Small claims are limited to money claims of up to $5,000. These are filed and heard in the Small Claims Department of the district court. Generally, each party is self-represented--attorneys are not permitted except with the permission of the judge. Witnesses may not be subpoenaed, but may be allowed to voluntarily testify for a party. Examples of cases heard: Neighborhood disputes, consumer problems, landlord/tenant matters and small collections. The district court clerk can provide specific information about filing a claim.
Violations of municipal or city ordinances are heard in municipal courts. A municipal court's authority over these ordinance violations is similar to the authority that district courts have over state law violations. The ordinance violation must have occurred within the boundaries of the municipality. Like district courts, municipal courts only have jurisdiction over gross misdemeanors, misdemeanors and infractions. Municipal courts do not accept civil or small claims cases. As with district courts, municipal courts can issue domestic violence protection orders and no-contact orders. A municipal court can issue antiharassment protection orders upon adoption of a local court rule establishing that process.
Traffic Violation Bureaus (TVB)
In addition to a municipal court, cities can establish traffic violation bureaus or TVBs. TVBs handle traffic violations of municipal ordinances that involve no possible incarceration. The primary purpose of a traffic violation bureau is to expedite the handling of traffic cases that do not require any judicial involvement. The TVB is under the supervision of the municipal court and the supervising court designates those traffic law violations that a TVB may process.
Domestic Violence and Antiharassment Orders
District and municipal courts are confronted daily with domestic violence issues. Besides adjudicating criminal domestic violence and antiharassment cases, courts of limited jurisdiction also enter protection orders. These are no-contact orders, orders of protection and antiharassment orders. No-contact orders and orders of protection can be obtained in either a municipal or district court. Antiharassment orders can be obtained in district courts, as well as in municipal courts that have adopted local court rules establishing the process. Court personnel are knowledgeable about domestic violence issues and can assist a victim in completing domestic violence or antiharassment forms.
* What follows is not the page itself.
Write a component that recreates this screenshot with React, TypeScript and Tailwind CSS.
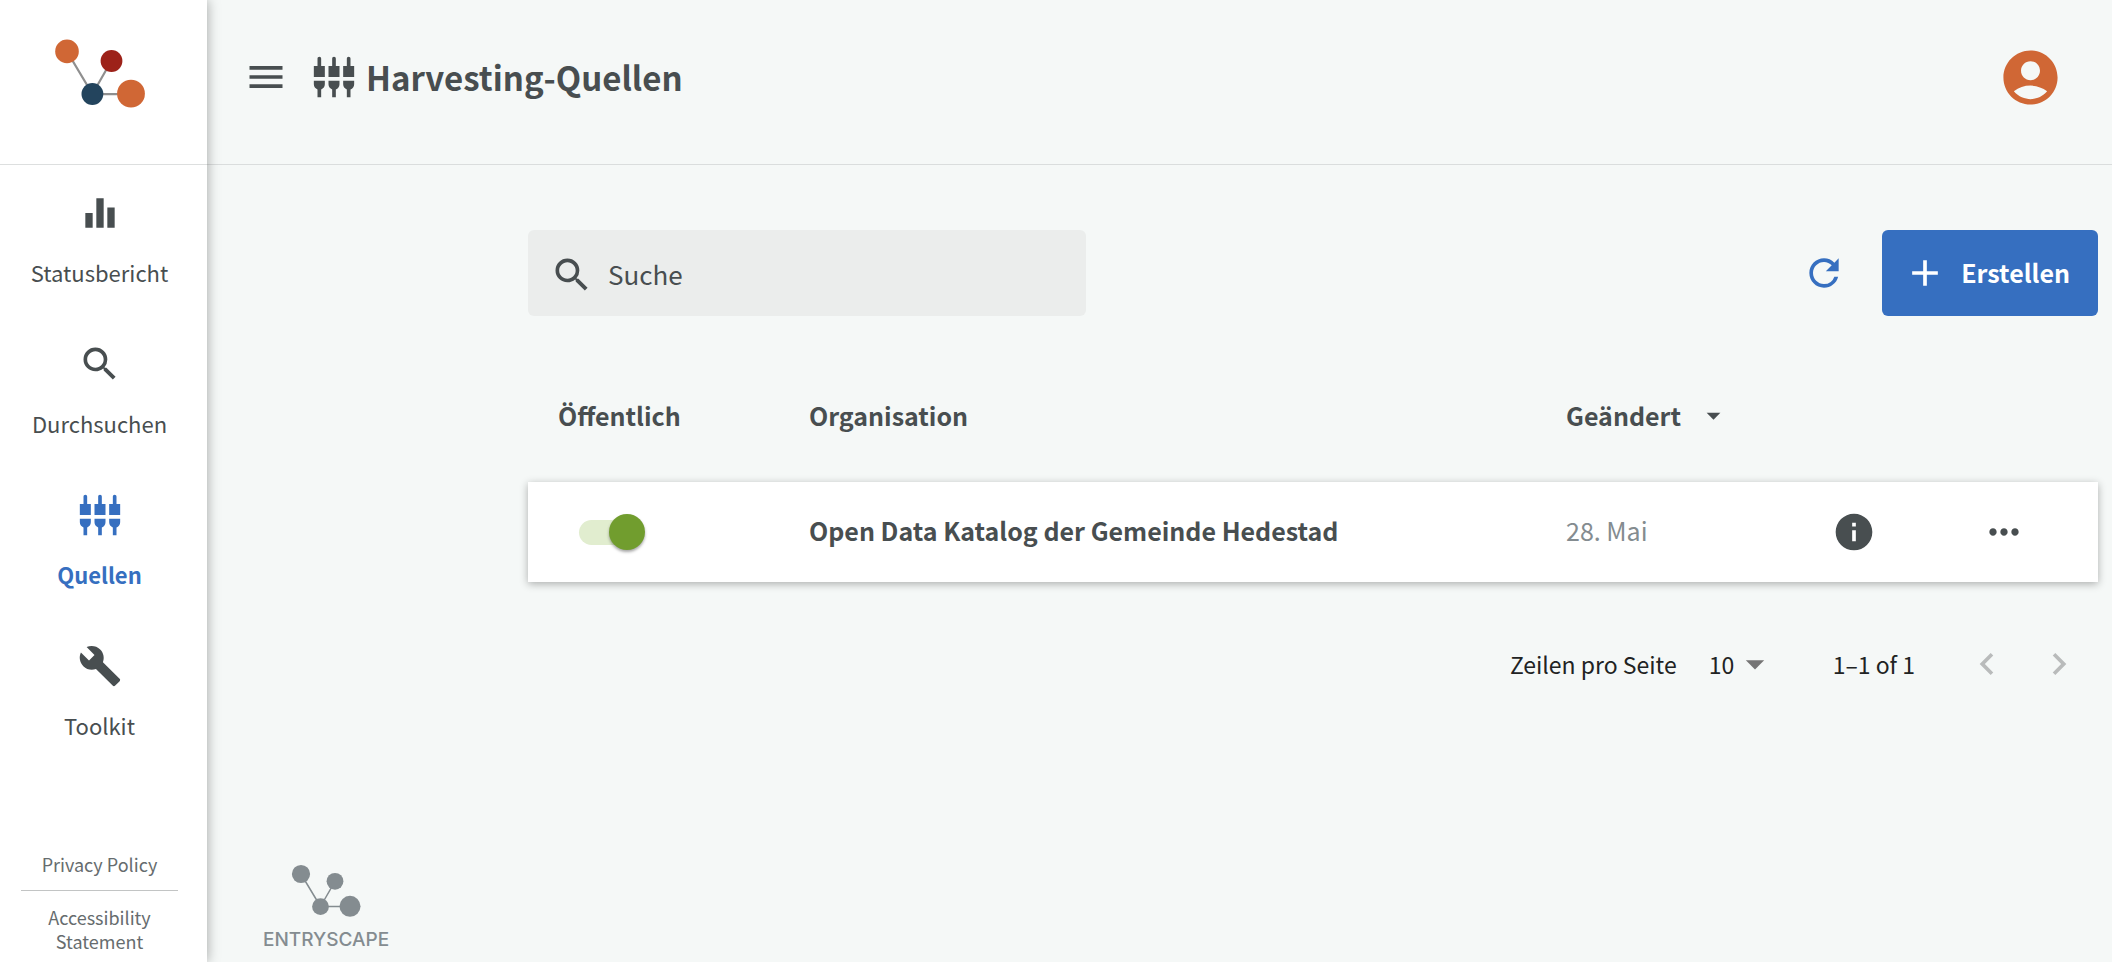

However, court personnel cannot give legal advice.
Appeals from Courts of Limited Jurisdiction
Cases are appealed from “the record” made in the lower court. In courts of limited jurisdiction, the record is made from an electronic recording of the original proceedings and court documents. The cases are appealed to superior court where only legal errors from the proceeding below are argued.
There is no additional evidence or testimony presented on appeal. The one exception is an appeal from a small claims case. Small claims cases are heard de novo (or anew) in superior court on the record from the court of limited jurisdiction.
District court judges are elected to four-year terms. Municipal court judges may be elected or appointed to a four-year term, depending on state law provisions. All judges are required to attend 45 hours of judicial training every three years.
Judges of courts of limited jurisdiction belong to the District and Municipal Court Judges’ Association. The association was created by state statute to study and make recommendations concerning the operation of courts served by its members.
Court Support Personnel
Courts of limited jurisdiction are served by an administrative support staff. Under the direction of the presiding judge, the staff is responsible for maintaining the court's fiscal, administrative and court records.
Courts of limited jurisdiction have authority to order probation for up to two years, except in DUI convictions where a court can order probation for up to five years. A probation counselor administers programs that provide pre-sentence investigations, supervision and probationary treatment for misdemeanant offenders in a district or municipal court.
Probation counselors can make sentencing recommendations to the court, including appropriate treatment (i.e. drug and alcohol counseling) that an offender should receive. The probation counselor periodically advises the district/municipal court judges of an offender’s progress while the offender in on supervision.